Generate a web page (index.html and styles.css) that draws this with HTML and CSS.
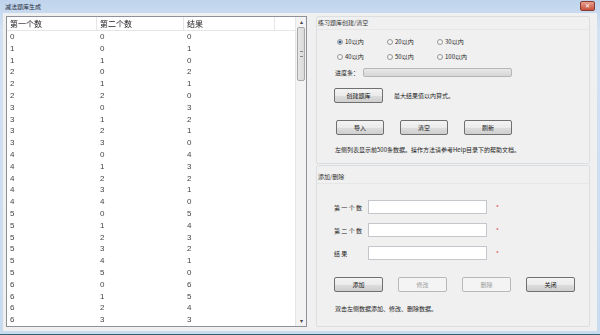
FILE: index.html
```html
<!DOCTYPE html>
<html lang="zh-CN">
<head>
    <meta charset="UTF-8">
    <title>减法题库生成</title>
    <link rel="stylesheet" href="styles.css">
</head>
<body>
<div class="window">
    <!-- 标题栏 -->
    <div class="titlebar">
        <span class="title">减法题库生成</span>
        <span class="close">✕</span>
    </div>

    <div class="client">
        <!-- 左侧列表 -->
        <div class="list">
            <div class="table">
                <div class="thead">
                    <span class="c1">第一个数</span>
                    <span class="c2">第二个数</span>
                    <span class="c3">结果</span>
                    <span class="c4"></span>
                </div>
                <div id="rows"></div>
            </div>
            <div class="scrollbar">
                <div class="arrow">▴</div>
                <div class="thumb"><i></i></div>
                <div class="track"></div>
                <div class="arrow">▾</div>
            </div>
        </div>

        <!-- 右侧 -->
        <div class="side">
            <div class="group group1">
                <div class="group-title">练习题库创建/清空</div>
                <div class="radios">
                    <label class="radio checked"><i></i>10以内</label>
                    <label class="radio"><i></i>20以内</label>
                    <label class="radio"><i></i>30以内</label>
                    <label class="radio"><i></i>40以内</label>
                    <label class="radio"><i></i>50以内</label>
                    <label class="radio"><i></i>100以内</label>
                </div>
                <div class="progress-row">
                    <span>进度条：</span>
                    <div class="progress"></div>
                </div>
                <div class="create-row">
                    <button>创建题库</button>
                    <span>最大结果值以内算式。</span>
                </div>
                <div class="btn-row">
                    <button>导入</button>
                    <button>清空</button>
                    <button>刷新</button>
                </div>
                <p class="note">左侧列表显示前500条数据。操作方法请参考Help目录下的帮助文档。</p>
            </div>

            <div class="group group2">
                <div class="group-title">添加/删除</div>
                <div class="form">
                    <div class="form-row"><span class="lbl">第 一 个 数</span><input type="text"><span class="star">*</span></div>
                    <div class="form-row"><span class="lbl">第 二 个 数</span><input type="text"><span class="star">*</span></div>
                    <div class="form-row"><span class="lbl">结 果</span><input type="text"><span class="star">*</span></div>
                </div>
                <div class="btn-row btn-row2">
                    <button>添加</button>
                    <button disabled>修改</button>
                    <button disabled>删除</button>
                    <button>关闭</button>
                </div>
                <p class="note">双击左侧数据添加、修改、删除数据。</p>
            </div>
        </div>
    </div>
</div>

<script>
    // 生成前几条减法数据
    var html = '';
    var count = 0;
    for (var a = 0; a <= 10 && count < 25; a++) {
        for (var b = 0; b <= a && count < 25; b++) {
            html += '<div class="row"><span class="c1">' + a + '</span><span class="c2">' + b +
                    '</span><span class="c3">' + (a - b) + '</span></div>';
            count++;
        }
    }
    document.getElementById('rows').innerHTML = html;
</script>
</body>
</html>
```

FILE: styles.css
```css
body {
    margin: 0;
    font-family: "Noto Sans CJK SC", "Liberation Sans", sans-serif;
    color: #222;
}
.window {
    width: 600px;
    height: 335px;
    box-sizing: border-box;
    background: linear-gradient(#bfd4ec, #d3e2f3 30px, #c9dbef);
    padding: 0 3px 3px 3px;
    border-bottom: 1px solid #2e6672;
    display: flex;
    flex-direction: column;
}
.titlebar {
    height: 14px;
    display: flex;
    align-items: center;
    justify-content: space-between;
    padding-left: 2px;
}
.title {
    font-size: 6px;
    color: #1e2a3a;
}
.close {
    width: 13px;
    height: 8px;
    margin-right: 2px;
    margin-top: -2px;
    background: linear-gradient(#e8a090, #c8503c);
    border: 1px solid #8a3a2e;
    border-radius: 2px;
    color: #fff;
    font-size: 6px;
    line-height: 8px;
    text-align: center;
}
.client {
    flex: 1;
    background: #f0f0f0;
    display: flex;
    gap: 9px;
    padding: 3px 7px 4px 3px;
}

/* 左侧列表 */
.list {
    width: 301px;
    box-sizing: border-box;
    border: 1px solid #8d9299;
    background: #fff;
    display: flex;
}
.table {
    flex: 1;
    overflow: hidden;
    filter: grayscale(1);
}
.thead {
    height: 13px;
    display: flex;
    border-bottom: 1px solid #e3e6ea;
    font-size: 8px;
    line-height: 13px;
    color: #1a1a1a;
}
.thead span {
    border-right: 1px solid #e3e6ea;
    box-sizing: border-box;
}
.thead .c4 {
    flex: 1;
    border-right: none;
}
.c1, .c2, .c3 {
    padding-left: 3px;
    box-sizing: border-box;
}
.c1 { width: 90px; }
.c2 { width: 87px; }
.c3 { width: 91px; }
.row {
    height: 11.8px;
    display: flex;
    font-family: "Liberation Sans", sans-serif;
    font-size: 8px;
    line-height: 11.8px;
    color: #444;
}
.scrollbar {
    width: 10px;
    background: #f3f3f3;
    border-left: 1px solid #e6e6e6;
    display: flex;
    flex-direction: column;
}
.arrow {
    height: 10px;
    font-size: 6px;
    line-height: 10px;
    text-align: center;
    color: #444;
}
.thumb {
    height: 52px;
    margin: 0 1px;
    background: linear-gradient(90deg, #e6e6e6, #dadada);
    border: 1px solid #a8a8a8;
    border-radius: 2px;
    display: flex;
    align-items: center;
    justify-content: center;
}
.thumb i {
    width: 3px;
    height: 4px;
    border-top: 1px solid #888;
    border-bottom: 1px solid #888;
}
.track {
    flex: 1;
}

/* 右侧 */
.side {
    flex: 1;
    display: flex;
    flex-direction: column;
    gap: 1px;
}
.group {
    border: 1px solid #dcdfe2;
    border-radius: 2px;
    box-sizing: border-box;
    font-size: 6px;
    color: #222;
}
.group1 {
    height: 148px;
}
.group2 {
    flex: 1;
}
.group-title {
    height: 12px;
    line-height: 12px;
    padding-left: 1px;
    border-bottom: 1px solid #e6e6e6;
    color: #333;
}
.group2 .group-title {
    height: 13px;
    padding-top: 4px;
    line-height: 13px;
}
.radios {
    display: grid;
    grid-template-columns: 50px 50px 50px;
    grid-auto-rows: 15px;
    padding: 4px 0 0 20px;
}
.radio {
    display: flex;
    align-items: center;
    gap: 2px;
}
.radio i {
    width: 4px;
    height: 4px;
    border: 1px solid #9a9a9a;
    border-radius: 50%;
    background: radial-gradient(#fff, #e4e4e4);
}
.radio.checked i {
    background: radial-gradient(#2d5b8c 45%, #dfe6ee 60%);
}
.progress-row {
    display: flex;
    align-items: center;
    height: 12px;
    margin-top: 2px;
    padding-left: 18px;
}
.progress-row span {
    width: 28px;
}
.progress {
    width: 147px;
    height: 7px;
    border: 1px solid #b6b6b6;
    border-radius: 2px;
    background: linear-gradient(#e8e8e8, #d6d6d6);
}
.create-row {
    display: flex;
    align-items: center;
    gap: 11px;
    margin-top: 10px;
    padding-left: 17px;
}
button {
    width: 49px;
    height: 15px;
    padding: 0;
    border: 1px solid #707070;
    border-radius: 2px;
    background: linear-gradient(#f3f3f3, #ebebeb 50%, #dddddd 51%, #cfcfcf);
    font-family: inherit;
    font-size: 6px;
    color: #111;
}
button:disabled {
    border-color: #b5b9bc;
    background: #f4f4f4;
    color: #a0a0a0;
}
.btn-row {
    display: flex;
    gap: 16px;
    margin-top: 17px;
    padding-left: 19px;
}
.btn-row button {
    width: 48px;
}
.btn-row2 {
    gap: 15px;
    margin-top: 17px;
    padding-left: 17px;
}
.btn-row2 button {
    width: 49px;
}
.note {
    margin: 9px 0 0 18px;
    line-height: 12px;
}
.group2 .note {
    margin-top: 11px;
}
.form {
    display: flex;
    flex-direction: column;
    gap: 9px;
    margin-top: 16px;
    padding-left: 17px;
}
.form-row {
    display: flex;
    align-items: center;
    height: 14px;
}
.lbl {
    width: 34px;
}
.form-row input {
    width: 119px;
    height: 14px;
    box-sizing: border-box;
    border: 1px solid #c3c6cb;
    background: #fff;
    margin: 0;
}
.star {
    margin-left: 9px;
    color: #d04040;
}
```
========================
• _What is needed_
Filter the listing above by the word "index"; copy each line that passes.

• _Answer in full_
Generate a web page (index.html and styles.css) that draws this with HTML and CSS.
FILE: index.html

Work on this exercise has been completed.